Having seen Marguerite just prior to this film, much of the same plotting is echoed here, bar the sizable differences in the time periods and the settings. Florence is set in America in the 1940s, with Meryl Streep as the wealthy title character, a terrible opera singer surrounded by people who won’t tell her the truth. One of her biggest supporters is her husband St Clair Bayfield (Hugh Grant) but he is also having an affair with another woman and desperate to keep his own status afloat by accompanying Florence on the stage. To help her prepare to sing for the soldiers returning home, he interviews a number of piano players. Eventually, he chooses Cosme McMoon (The Big Bang Theories’ Simon Helberg), a weedy and shy pianist, who knows Florence is an awful singer but can’t say anything because she’s keeping him employed. While Florence is secretly everyone’s joke, she’s also terribly ill. She has syphilis and has lost all of her own hair. Her condition means that she and St Clair don’t have a sexual relationship or even live together. Their arrangement invites him to cheat on Florence but as the ridicule from the public grows stronger, especially after the record she makes leaks, he starts to feel for his wife and shields her from discovering the humiliating truth.
English director Stephen Frears has made strong films about important women in the past, in particular The Queen and Philomena, but Florence isn’t in their league. Tonally, it’s as though Frears and his actors thought that we wouldn’t laugh unless this was set at the broadest pitch. None of the actors can keep a straight face, a huge staple of good comedy, including Streep, whose overwrought and hyperactive energy leaves little room for nuance or genuine feelings. Only one scene in which Florence talks about death being her companion her entire life reminds us of how talented Streep is and the wounded interior she should have brought to Florence. By allowing the performances to force the humour onto us early on, it doesn’t leave room to surprise us with the excruciating noise of Florence’s singing. Whereas Marguerite successfully places its comedy against highbrow French culture, this film tries to constantly nudge and bludgeon you into laughing. Despite how similar the story components are—the squeaky voice, the cheating husband, the man hired to help with her music, the concert setup, the wrath of the critics—Florence is an awfully clumsy understudy. What Marguerite packs into one early setup takes Frears multiple sequences to dramatise. Meanwhile, other pivotal story points, such as St Claire’s backstory and his relationship arrangement with Florence, are lumped out in exposition-heavy dialogue so Cosme merely becomes the audience’s earpiece.

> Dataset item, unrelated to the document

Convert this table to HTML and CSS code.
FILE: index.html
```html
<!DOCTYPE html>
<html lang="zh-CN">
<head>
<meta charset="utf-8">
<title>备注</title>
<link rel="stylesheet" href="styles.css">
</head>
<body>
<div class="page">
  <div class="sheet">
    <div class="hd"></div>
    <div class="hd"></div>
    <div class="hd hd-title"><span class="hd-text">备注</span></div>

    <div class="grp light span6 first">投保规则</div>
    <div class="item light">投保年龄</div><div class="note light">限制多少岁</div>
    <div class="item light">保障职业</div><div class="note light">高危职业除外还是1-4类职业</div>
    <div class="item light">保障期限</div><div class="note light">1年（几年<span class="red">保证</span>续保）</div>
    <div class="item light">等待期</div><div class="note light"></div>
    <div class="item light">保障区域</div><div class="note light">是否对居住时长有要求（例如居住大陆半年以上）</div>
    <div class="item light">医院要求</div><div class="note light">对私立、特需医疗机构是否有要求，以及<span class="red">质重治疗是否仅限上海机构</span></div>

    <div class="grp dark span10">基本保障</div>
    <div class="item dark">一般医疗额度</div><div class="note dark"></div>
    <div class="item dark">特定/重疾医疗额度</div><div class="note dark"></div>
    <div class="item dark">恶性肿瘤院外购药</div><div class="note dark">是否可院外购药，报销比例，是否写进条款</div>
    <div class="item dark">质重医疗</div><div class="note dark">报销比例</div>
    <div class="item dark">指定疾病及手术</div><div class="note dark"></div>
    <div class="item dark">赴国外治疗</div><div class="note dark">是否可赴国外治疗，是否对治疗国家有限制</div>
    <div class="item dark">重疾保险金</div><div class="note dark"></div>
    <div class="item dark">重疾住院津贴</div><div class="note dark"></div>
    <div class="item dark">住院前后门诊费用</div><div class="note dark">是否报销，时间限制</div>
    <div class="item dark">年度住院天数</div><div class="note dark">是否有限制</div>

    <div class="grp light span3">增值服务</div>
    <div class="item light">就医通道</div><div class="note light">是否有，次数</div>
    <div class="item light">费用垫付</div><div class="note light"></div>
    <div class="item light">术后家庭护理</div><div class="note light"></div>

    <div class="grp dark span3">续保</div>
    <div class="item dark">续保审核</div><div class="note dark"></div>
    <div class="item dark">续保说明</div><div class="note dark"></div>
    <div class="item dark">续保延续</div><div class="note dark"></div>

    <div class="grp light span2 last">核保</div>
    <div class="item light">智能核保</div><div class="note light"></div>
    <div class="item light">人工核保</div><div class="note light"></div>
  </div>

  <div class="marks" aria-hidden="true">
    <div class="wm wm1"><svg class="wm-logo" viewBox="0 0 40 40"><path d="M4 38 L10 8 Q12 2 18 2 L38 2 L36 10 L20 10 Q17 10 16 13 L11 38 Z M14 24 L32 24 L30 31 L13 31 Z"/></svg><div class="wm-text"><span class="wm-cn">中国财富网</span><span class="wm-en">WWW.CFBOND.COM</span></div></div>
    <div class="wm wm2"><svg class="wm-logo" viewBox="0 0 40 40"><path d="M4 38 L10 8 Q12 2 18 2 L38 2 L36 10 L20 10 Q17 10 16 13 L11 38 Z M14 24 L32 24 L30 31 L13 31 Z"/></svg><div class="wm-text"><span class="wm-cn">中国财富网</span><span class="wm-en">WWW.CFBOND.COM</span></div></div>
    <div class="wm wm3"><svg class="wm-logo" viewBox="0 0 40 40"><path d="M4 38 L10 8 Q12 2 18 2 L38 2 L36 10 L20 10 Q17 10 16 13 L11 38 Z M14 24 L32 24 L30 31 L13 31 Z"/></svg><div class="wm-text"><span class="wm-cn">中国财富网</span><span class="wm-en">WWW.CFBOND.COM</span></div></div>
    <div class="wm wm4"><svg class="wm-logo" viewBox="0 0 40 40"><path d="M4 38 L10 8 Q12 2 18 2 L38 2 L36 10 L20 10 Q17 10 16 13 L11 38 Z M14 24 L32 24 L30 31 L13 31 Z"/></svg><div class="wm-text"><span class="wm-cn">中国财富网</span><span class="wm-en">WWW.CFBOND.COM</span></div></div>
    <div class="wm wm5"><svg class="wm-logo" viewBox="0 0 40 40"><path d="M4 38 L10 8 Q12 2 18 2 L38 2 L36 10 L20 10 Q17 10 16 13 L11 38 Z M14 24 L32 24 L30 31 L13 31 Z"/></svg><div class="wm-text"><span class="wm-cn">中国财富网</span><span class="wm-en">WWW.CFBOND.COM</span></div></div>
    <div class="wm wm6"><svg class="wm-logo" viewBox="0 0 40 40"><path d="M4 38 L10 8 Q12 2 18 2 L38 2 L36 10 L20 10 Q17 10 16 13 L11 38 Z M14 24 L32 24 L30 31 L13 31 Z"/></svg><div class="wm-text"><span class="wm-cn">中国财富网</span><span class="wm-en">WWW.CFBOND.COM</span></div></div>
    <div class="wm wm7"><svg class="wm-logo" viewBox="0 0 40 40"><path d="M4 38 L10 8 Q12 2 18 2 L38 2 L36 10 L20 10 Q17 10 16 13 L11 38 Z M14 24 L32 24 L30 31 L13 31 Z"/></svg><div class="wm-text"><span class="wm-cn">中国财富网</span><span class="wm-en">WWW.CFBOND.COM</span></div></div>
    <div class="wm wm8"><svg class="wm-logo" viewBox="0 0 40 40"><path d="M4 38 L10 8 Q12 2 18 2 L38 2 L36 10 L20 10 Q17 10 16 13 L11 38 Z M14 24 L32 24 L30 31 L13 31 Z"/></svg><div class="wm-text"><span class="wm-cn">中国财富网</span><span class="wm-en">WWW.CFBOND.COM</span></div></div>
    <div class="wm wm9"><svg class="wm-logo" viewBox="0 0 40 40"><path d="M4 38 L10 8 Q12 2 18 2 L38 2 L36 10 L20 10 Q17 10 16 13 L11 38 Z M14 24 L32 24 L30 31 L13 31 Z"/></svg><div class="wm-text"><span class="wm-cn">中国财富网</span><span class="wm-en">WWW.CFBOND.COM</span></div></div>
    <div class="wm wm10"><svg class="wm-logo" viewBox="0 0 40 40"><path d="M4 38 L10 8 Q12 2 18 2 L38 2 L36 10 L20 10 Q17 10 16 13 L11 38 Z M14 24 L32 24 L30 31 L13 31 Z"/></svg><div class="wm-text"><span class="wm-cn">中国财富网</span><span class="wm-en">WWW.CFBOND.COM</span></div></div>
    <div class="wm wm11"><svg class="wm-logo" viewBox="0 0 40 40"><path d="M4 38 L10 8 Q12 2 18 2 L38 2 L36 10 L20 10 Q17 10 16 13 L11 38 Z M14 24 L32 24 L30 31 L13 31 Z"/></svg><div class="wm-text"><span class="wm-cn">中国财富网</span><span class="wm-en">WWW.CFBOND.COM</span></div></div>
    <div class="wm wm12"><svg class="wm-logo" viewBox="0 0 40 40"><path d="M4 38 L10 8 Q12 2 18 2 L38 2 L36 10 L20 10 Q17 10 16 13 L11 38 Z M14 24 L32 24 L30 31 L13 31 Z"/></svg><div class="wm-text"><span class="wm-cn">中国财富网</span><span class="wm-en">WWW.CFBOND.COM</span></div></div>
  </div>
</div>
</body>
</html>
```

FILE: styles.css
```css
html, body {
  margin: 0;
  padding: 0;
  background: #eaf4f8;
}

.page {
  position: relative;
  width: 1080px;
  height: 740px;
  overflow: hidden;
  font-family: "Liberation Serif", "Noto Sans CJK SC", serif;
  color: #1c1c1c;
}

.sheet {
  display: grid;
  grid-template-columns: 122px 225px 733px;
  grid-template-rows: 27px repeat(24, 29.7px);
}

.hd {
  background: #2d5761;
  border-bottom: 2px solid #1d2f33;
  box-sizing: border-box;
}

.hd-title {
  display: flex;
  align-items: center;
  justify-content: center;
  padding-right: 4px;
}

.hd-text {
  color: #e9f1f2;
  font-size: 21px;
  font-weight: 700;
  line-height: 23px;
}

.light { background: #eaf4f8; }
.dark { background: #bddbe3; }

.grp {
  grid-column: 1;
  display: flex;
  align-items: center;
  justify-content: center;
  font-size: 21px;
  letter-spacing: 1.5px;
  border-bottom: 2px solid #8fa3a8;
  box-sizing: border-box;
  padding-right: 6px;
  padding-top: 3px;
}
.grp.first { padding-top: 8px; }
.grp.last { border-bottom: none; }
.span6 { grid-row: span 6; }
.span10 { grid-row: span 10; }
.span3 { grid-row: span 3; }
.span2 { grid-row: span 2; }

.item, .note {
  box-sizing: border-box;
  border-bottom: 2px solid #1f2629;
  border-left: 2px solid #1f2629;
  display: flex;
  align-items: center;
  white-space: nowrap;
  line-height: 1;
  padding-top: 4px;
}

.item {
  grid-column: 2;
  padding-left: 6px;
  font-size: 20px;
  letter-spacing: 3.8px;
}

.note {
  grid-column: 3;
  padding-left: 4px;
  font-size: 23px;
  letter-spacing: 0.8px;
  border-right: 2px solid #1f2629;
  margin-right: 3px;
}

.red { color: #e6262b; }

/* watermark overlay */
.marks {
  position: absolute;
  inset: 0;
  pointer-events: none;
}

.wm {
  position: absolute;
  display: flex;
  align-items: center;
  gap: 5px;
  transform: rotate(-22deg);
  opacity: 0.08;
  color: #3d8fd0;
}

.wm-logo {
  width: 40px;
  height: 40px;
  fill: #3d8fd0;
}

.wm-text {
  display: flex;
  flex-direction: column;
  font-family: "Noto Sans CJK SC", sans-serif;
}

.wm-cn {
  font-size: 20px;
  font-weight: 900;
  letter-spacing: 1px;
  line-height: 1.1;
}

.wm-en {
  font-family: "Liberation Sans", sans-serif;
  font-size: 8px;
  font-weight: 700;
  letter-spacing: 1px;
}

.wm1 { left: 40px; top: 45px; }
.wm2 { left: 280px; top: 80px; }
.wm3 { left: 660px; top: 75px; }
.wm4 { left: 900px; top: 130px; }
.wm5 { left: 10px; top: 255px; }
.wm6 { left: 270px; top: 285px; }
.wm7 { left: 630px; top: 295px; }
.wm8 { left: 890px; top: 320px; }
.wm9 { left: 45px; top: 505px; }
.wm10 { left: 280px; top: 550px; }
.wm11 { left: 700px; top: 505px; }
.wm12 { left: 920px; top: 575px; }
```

Comparing the differences in storytelling between the two films exposes how European cinema is more respectful of the audience’s intelligence. In Marguerite, we see her husband having an affair with a woman and the two of them are alone together for almost the entirety of the film, which is enough to raise our dread levels. In Frears’ movie, Florence comes to St Clair’s house unexpectedly, forcing one of the women to hide and then try to sneak out the front door without being seen. This is a cliché situation that is robbed of humour and suspense. Likewise, it typifies how American movies over explain points of conflict rather than allowing images to resonate with us as we absorb their implications. The clichés are its supports because Florence has few surprise tunes it can play. The script gives little edge to the side characters for example, leaving a strong comedian like Simon Helberg as nothing but a nervous wreck. There’s very little of the black edge, weirdness or nastiness of the characters of Marguerite. With its formal properties, it is also terribly self-conscious of own stylisation. The glossiness of the film subtracts the tension of the war period, instead giving America the appearance of a shiny comic book—a desperate reminder that the audience isn’t seeing things and that this is most certainly, absolutely, underlined in red pen, a period film.

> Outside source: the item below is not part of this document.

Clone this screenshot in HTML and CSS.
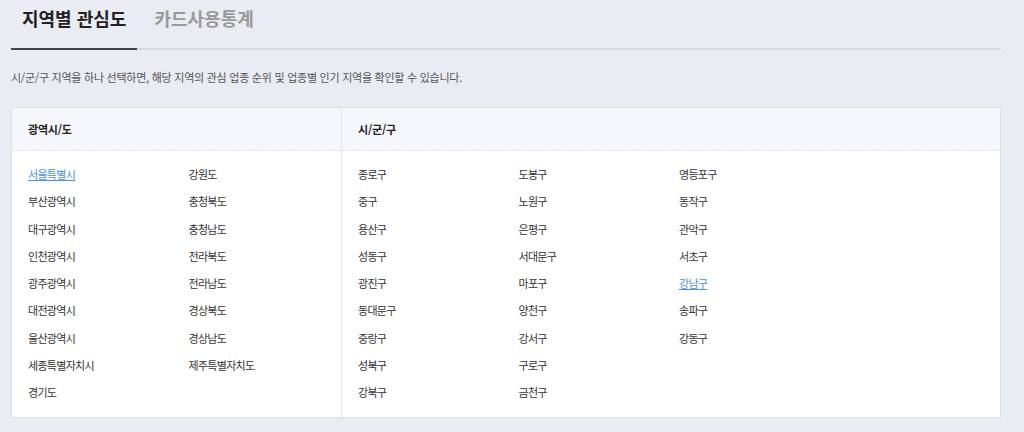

Florence Foster Jenkins is determined to shape its story into a crowd-pleaser but suffers from overexcited, uncontrolled performances and clumsy on the nose scripting. It also lacks Marguerite’s serious dramatic heights that remind us that while we’re laughing hysterically, we’re seeing a person deeply passionate about music, who doesn’t care about talent when her desire to be noticed becomes her very soul. Comparatively, this film was so determined to make me laugh that I resisted its comedy and was appalled at the watered-down treatment of a story I had already seen. After a character literally stands up in the middle of a concert, telling everyone in a thick Jersey accent to give Florence a chance, there is no clearer way the film can telegraph its generic message of “try your best, even if you are the world’s worst singer”. Contrastingly, Marguerite’s conclusion is weird, flawed, frustrating and also far more provocative about the meaning of suffering. But even if I hadn’t seen the French film, I wouldn’t have enjoyed Florence because of the obviousness of the treatment and its refusal to let us think for ourselves, or even laugh without the prompts from the actors. There is one definitive version of this story and this isn’t the right one.
Summary: Florence Foster Jenkins is determined to shape its story into a crowd-pleaser but suffers from overexcited, uncontrolled performances and clumsy on the nose scripting.